İlk aşamada serbest bırakacağı esir sayısını azaltması ise, karşılığında serbest bırakılması planlanan Filistinli esirlerin sayısı ve niteliğiyle ilgili olarak daha sonra karşılıklı tavizlere zemin hazırlamak üzere zorlu koşullardan başlamak istediğine işaret ediyor.
İsrail açısından bakıldığında, Tel Aviv ve Washington'dan gelen tutum ve tepkilerin de gösterdiği gibi, bu talepler gerçekçi olmayan ve uygulanamaz talepler olarak değerlendiriliyor.
Bu durum, İsrail'in Hamas'ın yanıtını anlaşmanın reddi ve dolayısıyla sahada aşırılık yanlısı senaryolara kayma ihtimalini artırabilecek bir saldırı için gerekçe olarak görmesine yol açtı.
Fakat, on yıllardır süren bir çatışmanın tarafı olması ve halkının önceliklerini ve çıkarlarını belirleme hakkına sahip olması nedeniyle, direnişin ahlaki açıdan hata yaptığını söylemek mümkün değil.
Özellikle de Gazze Şeridi'nin yaşadığı trajediye rağmen anlaşmanın savaşı sona erdirmeyi garanti eden maddeler içermemesi, bunun yerine sadece şekilsel bir atıfta bulunarak İsrail'in daha sonra bundan kaçmasına olanak tanıması dikkate alındığında...
Bu nedenle, Witkoff'un önerisini reddetmek ve üzerinde değişiklik yapılmasını şart koşmak Hamas açısından stratejik bir karar olarak değerlendiriliyor.

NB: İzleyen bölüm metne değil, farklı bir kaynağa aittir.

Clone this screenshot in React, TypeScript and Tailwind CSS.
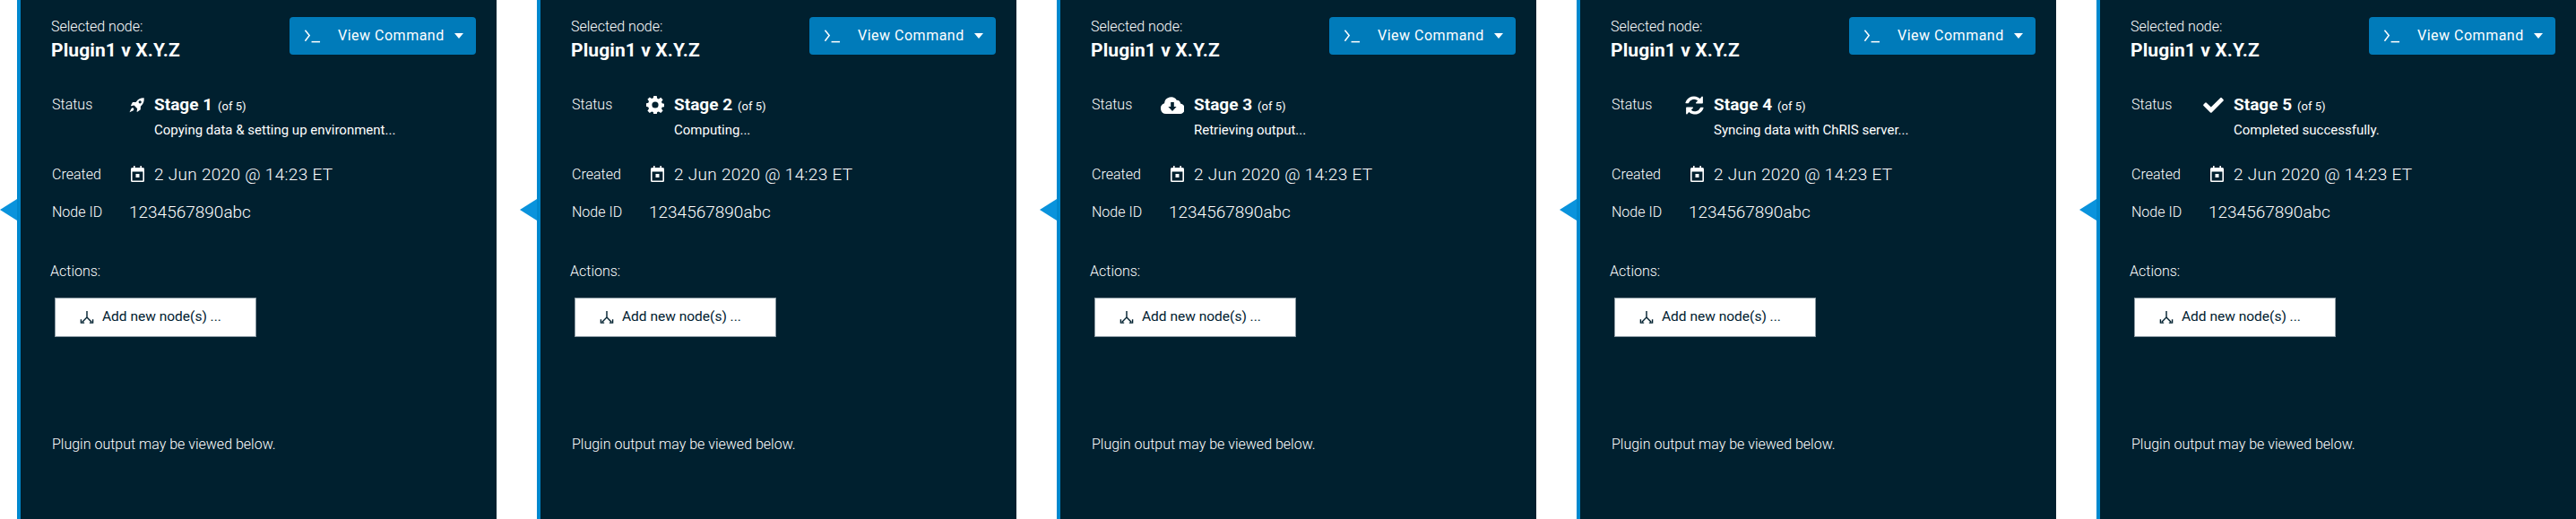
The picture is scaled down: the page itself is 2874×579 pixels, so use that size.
const STAGES = [
  { n: 1, text: 'Copying data & setting up environment...', icon: 'rocket' },
  { n: 2, text: 'Computing...', icon: 'gear' },
  { n: 3, text: 'Retrieving output...', icon: 'cloud' },
  { n: 4, text: 'Syncing data with ChRIS server...', icon: 'sync' },
  { n: 5, text: 'Completed successfully.', icon: 'check' },
]

function StageIcon({ name }: { name: string }) {
  if (name === 'rocket') {
    return (
      <svg viewBox="0 0 17 17" className="w-[17px] h-[17px] fill-white">
        <path
          fillRule="evenodd"
          d="M16.7.3c.3 3.7-.7 6.6-3.3 9l-.5.4-.1 3.2c0 .3-.2.6-.4.7l-3.1 2.1c-.4.2-.8-.1-.7-.5l.6-3-3.6-3.6-3 .6c-.4.1-.7-.3-.5-.7L3.7 5.4c.1-.2.4-.4.7-.4l3.2-.1.4-.5C10.4 1.2 13 .1 16.7.3zM12.2 3.2a1.6 1.6 0 1 0 0 3.2 1.6 1.6 0 0 0 0-3.2z"
        />
        <path d="M3.4 11.4c1-.3 1.8.5 1.9 1.3.1 1-.7 1.6-1.6 2L.5 16.3l1.4-3c.3-.8.8-1.6 1.5-1.9z" />
      </svg>
    )
  }
  if (name === 'gear') {
    return (
      <svg viewBox="0 0 20 20" className="w-[20px] h-[20px] fill-white">
        <path
          fillRule="evenodd"
          d="M8.3 0h3.4l.5 2.7 1.7.7 2.3-1.6 2.4 2.4-1.6 2.3.7 1.7 2.7.5v3.4l-2.7.5-.7 1.7 1.6 2.3-2.4 2.4-2.3-1.6-1.7.7-.5 2.7H8.3l-.5-2.7-1.7-.7-2.3 1.6-2.4-2.4 1.6-2.3-.7-1.7L-.4 11.7V8.3l2.7-.5.7-1.7L1.4 3.8l2.4-2.4 2.3 1.6 1.7-.7L8.3 0zM10 6.4a3.6 3.6 0 1 0 0 7.2 3.6 3.6 0 0 0 0-7.2z"
        />
      </svg>
    )
  }
  if (name === 'cloud') {
    return (
      <svg viewBox="0 0 26 19" className="w-[26px] h-[19px] fill-white">
        <path
          fillRule="evenodd"
          d="M6 19a6 6 0 0 1-1.9-11.7A7.5 7.5 0 0 1 18 3.9 3.5 3.5 0 0 1 22 7.4 5.8 5.8 0 0 1 20.2 19H6zM11.2 6v5H8.4l4.6 5 4.6-5h-2.8V6h-3.6z"
        />
      </svg>
    )
  }
  if (name === 'sync') {
    return (
      <svg viewBox="0 0 21 21" className="w-[21px] h-[21px] fill-white">
        <path d="M19.9 1.2v6.6c0 .4-.3.7-.7.7h-6.6c-.6 0-.9-.7-.5-1.1l2.1-2.1a6.6 6.6 0 0 0-10.3 2.6c-.1.2-.3.3-.5.3H.9c-.3 0-.6-.3-.5-.6A10 10 0 0 1 16.7 3l1.9-2.3c.5-.4 1.3-.1 1.3.5z" />
        <path d="M1.1 19.8v-6.6c0-.4.3-.7.7-.7h6.6c.6 0 .9.7.5 1.1l-2.1 2.1a6.6 6.6 0 0 0 10.3-2.6c.1-.2.3-.3.5-.3h2.5c.3 0 .6.3.5.6A10 10 0 0 1 4.3 18l-1.9 2.3c-.5.4-1.3.1-1.3-.5z" />
      </svg>
    )
  }
  return (
    <svg viewBox="0 0 23 18" className="w-[23px] h-[18px] fill-white">
      <path d="M8 17.5.5 10a1.2 1.2 0 0 1 0-1.6l1.7-1.7a1.2 1.2 0 0 1 1.6 0L8.8 11.6 19.2 1.2a1.2 1.2 0 0 1 1.6 0l1.7 1.7a1.2 1.2 0 0 1 0 1.6L9.6 17.5a1.2 1.2 0 0 1-1.6 0z" />
    </svg>
  )
}

function Panel({ stage }: { stage: (typeof STAGES)[number] }) {
  return (
    <div className="relative w-[535px] h-[579px] shrink-0 bg-[#00202f] border-l-[4px] border-[#0088ce] text-white font-['Roboto',sans-serif]">
      {/* pointer */}
      <div className="absolute left-[-23px] top-[222px] w-0 h-0 border-y-[12px] border-y-transparent border-r-[19px] border-r-[#0a93dc]" />

      {/* Header */}
      <div className="flex justify-between pt-[19px] pl-[34px] pr-[23px]">
        <div>
          <div className="h-[20px] mt-[1px] text-[16px] leading-[20px] font-light">Selected node:</div>
          <div className="text-[21px] leading-[28px] mt-[2px] font-bold tracking-[0.1px]">Plugin1 v X.Y.Z</div>
        </div>
        <button className="w-[208px] h-[42px] flex items-center pl-[16px] bg-[#007bba] rounded-[4px] text-[16px] text-white tracking-[0.5px]">
          <svg viewBox="0 0 20 16" className="w-[19px] h-[16px] fill-none stroke-white stroke-[1.6]">
            <path d="M1.5 1.5 6.5 7.5 1.5 14" />
            <path d="M9 15h10" />
          </svg>
          <span className="ml-[19px]">View Command</span>
          <span className="ml-[11px] w-0 h-0 border-x-[5px] border-x-transparent border-t-[6px] border-t-white" />
        </button>
      </div>

      {/* Status */}
      <div className="flex mt-[35px] pl-[35px]">
        <div className="w-[70px] text-[16px] leading-[24px] font-light">Status</div>
        <div className="w-[33px] h-[24px] flex items-center justify-end">
          <StageIcon name={stage.icon} />
        </div>
        <div className="ml-[11px]">
          <div className="h-[24px] leading-[24px]">
            <span className="text-[19px] font-bold">Stage {stage.n}</span>
            <span className="ml-[6px] text-[13px]">(of 5)</span>
          </div>
          <div className="mt-[6px] text-[15px] leading-[20px]">{stage.text}</div>
        </div>
      </div>

      {/* Created */}
      <div className="flex items-center mt-[28px] pl-[35px] h-[24px]">
        <div className="w-[70px] text-[16px] font-light">Created</div>
        <div className="w-[33px] flex justify-end -mt-[2px]">
          <svg viewBox="0 0 15 18" className="w-[15px] h-[18px] fill-white">
            <path
              fillRule="evenodd"
              d="M3 0h1.6v2h5.8V0H12v2h1.5A1.5 1.5 0 0 1 15 3.5v13a1.5 1.5 0 0 1-1.5 1.5h-12A1.5 1.5 0 0 1 0 16.5v-13A1.5 1.5 0 0 1 1.5 2H3V0zM1.6 6.5v9.9h11.8V6.5H1.6zm3.9 2.5h4v4h-4V9z"
            />
          </svg>
        </div>
        <div className="ml-[11px] text-[19px] font-light tracking-[0.3px]">2 Jun 2020 @ 14:23 ET</div>
      </div>

      {/* Node ID */}
      <div className="flex items-center mt-[18px] pl-[35px] h-[24px]">
        <div className="w-[86px] text-[16px] font-light">Node ID</div>
        <div className="text-[19px] font-light">1234567890abc</div>
      </div>

      {/* Actions */}
      <div className="mt-[42px] pl-[33px] text-[16px] leading-[24px] font-light">Actions:</div>
      <button className="flex items-center ml-[38px] mt-[17px] w-[225px] h-[44px] pl-[27px] bg-white border border-[#8b9aa3] text-[#00202f] text-[15.5px]">
        <svg viewBox="0 0 17 17" className="w-[16px] h-[16px] fill-none stroke-[#00202f] stroke-[1.5]">
          <path d="M8.5 1v7.5L3 14M8.5 8.5 14 14M1.5 11v4h4M15.5 11v4h-4" />
        </svg>
        <span className="ml-[9px]">Add new node(s) ...</span>
      </button>

      {/* Footer note */}
      <div className="mt-[108px] pl-[35px] text-[16px] leading-[24px] font-light">
        Plugin output may be viewed below.
      </div>
    </div>
  )
}

export default function App() {
  return (
    <div className="flex gap-[45px] w-[2874px] h-[579px] pl-[19px] bg-white overflow-hidden">
      {STAGES.map((stage) => (
        <Panel key={stage.n} stage={stage} />
      ))}
    </div>
  )
}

Zira direniş, pratik güvenceler olmaksızın katı İsrail şartlarını kabul etmenin, mevcut bedel ne kadar yüksek olursa olsun, sonu iyi olmayacak şekilde teslimiyet ve dayatmalara boyun eğme anlamına geleceğinin farkında.

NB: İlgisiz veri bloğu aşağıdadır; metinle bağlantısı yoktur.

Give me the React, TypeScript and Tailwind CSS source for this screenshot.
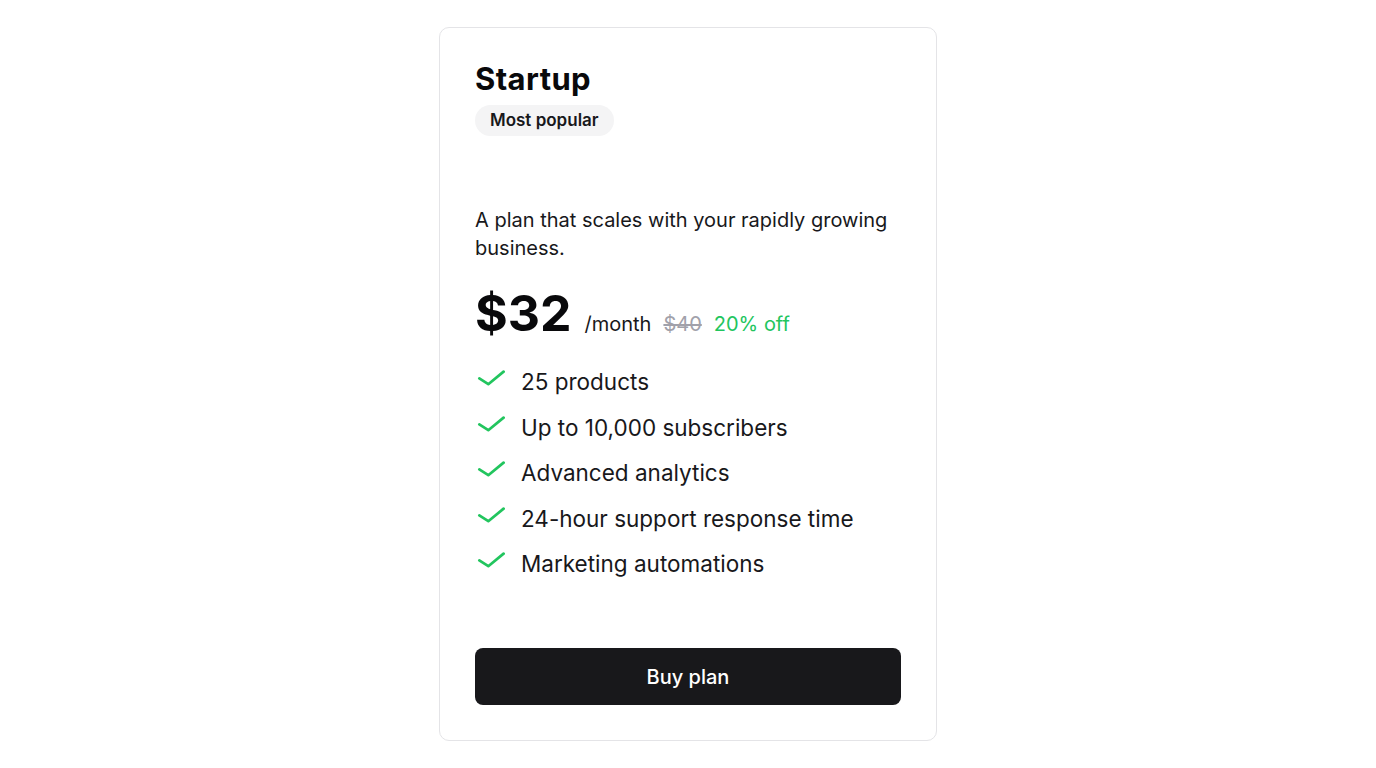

Sonuç olarak, Gazze'nin, Hamas'a dayatmalarda bulunmayı ve onu şu anda reddettiklerini kabul etmeye zorlamayı amaçlayan geniş çaplı bir İsrail tırmanışına sahne olması bekleniyor.

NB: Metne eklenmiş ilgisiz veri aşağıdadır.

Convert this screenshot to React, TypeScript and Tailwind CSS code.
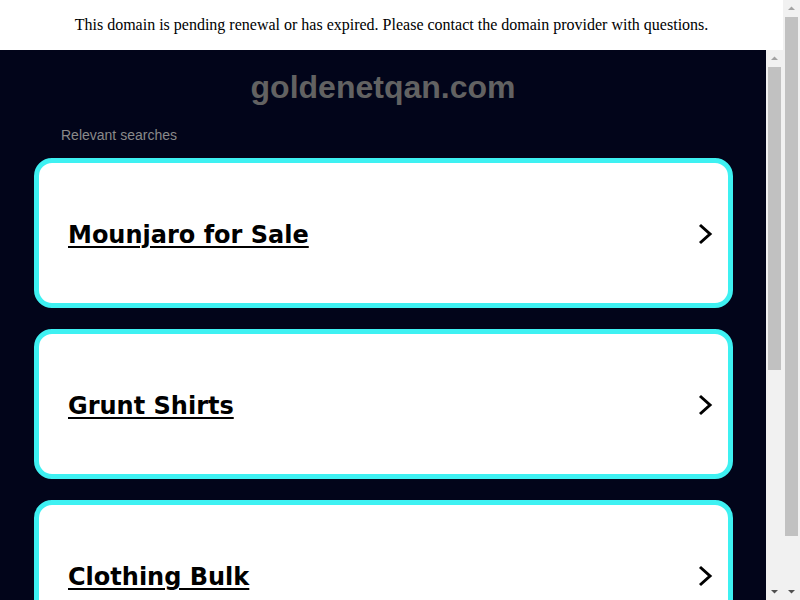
import React from 'react';

const searches = ['Mounjaro for Sale', 'Grunt Shirts', 'Clothing Bulk'];

const UpArrow = () => (
  <svg width="17" height="17" viewBox="0 0 17 17"><path d="M5 10h7L8.5 6.5z" fill="#a3a3a3" /></svg>
);
const DownArrow = () => (
  <svg width="17" height="17" viewBox="0 0 17 17"><path d="M5 7h7l-3.5 3.5z" fill="#505050" /></svg>
);

const Scrollbar = ({ thumb }: { thumb: string }) => (
  <div className="flex h-full w-[17px] flex-col bg-[#f1f1f1]">
    <UpArrow />
    <div className="flex-1 px-[2px]">
      <div className={`${thumb} w-full bg-[#c1c1c1]`} />
    </div>
    <DownArrow />
  </div>
);

const Card = ({ label }: { label: string }) => (
  <a className="flex h-[150px] items-center justify-between rounded-[18px] border-[5px] border-[#3ef1f2] bg-white pl-[29px] pr-[15px]">
    <span className="mt-[4px] font-['DejaVu_Sans',Verdana,sans-serif] text-[24px] font-bold text-black underline decoration-2 underline-offset-[3px]">
      {label}
    </span>
    <svg width="16" height="22" viewBox="0 0 16 22" fill="none" className="mt-[2px]">
      <path d="M3 2l10 9-10 9" stroke="#000" strokeWidth="3" />
    </svg>
  </a>
);

export default function App() {
  return (
    <div className="flex h-[600px] w-[800px] overflow-hidden">
      <div className="flex w-[783px] flex-col">
        <div className="flex h-[50px] items-center justify-center bg-white font-['Liberation_Serif',serif] text-[16px] text-black">
          This domain is pending renewal or has expired. Please contact the domain provider with questions.
        </div>
        <div className="flex min-h-0 flex-1">
          <div className="w-[766px] overflow-hidden bg-[#02051a] pt-[17px] font-['Liberation_Sans',Arial,sans-serif]">
            <h1 className="text-center text-[32px] font-bold leading-[40px] text-[#626262]">goldenetqan.com</h1>
            <div className="mt-[18px] pl-[61px] text-[14px] leading-[20px] text-[#8a8a8a]">Relevant searches</div>
            <div className="mt-[13px] flex flex-col gap-[21px] pl-[34px] pr-[33px]">
              {searches.map(s => (
                <Card key={s} label={s} />
              ))}
            </div>
          </div>
          <Scrollbar thumb="h-[303px]" />
        </div>
      </div>
      <Scrollbar thumb="h-[519px]" />
    </div>
  );
}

Ancak tüm bunlarda belirleyici olan Amerikan faktörü; gerek tırmanışa yeşil ışık yakılması gerekse İsrail'e müzakere masasına dönmesi için baskı yapılması konularında.
Mevcut yönetimin tutumunun ve şu anki tırmanışın ardından atabileceği adımların ölçülebilir ve tahmin edilebilir olmadığı da unutulmamalı.
Dolayısıyla, mevcut durum bir sonraki adımı belirlemek için bekleme ve gözlemleme durumu ve bu durum, yani ateş altında müzakere, aylardır süren çatışmanın adeta bir özelliği haline geldi.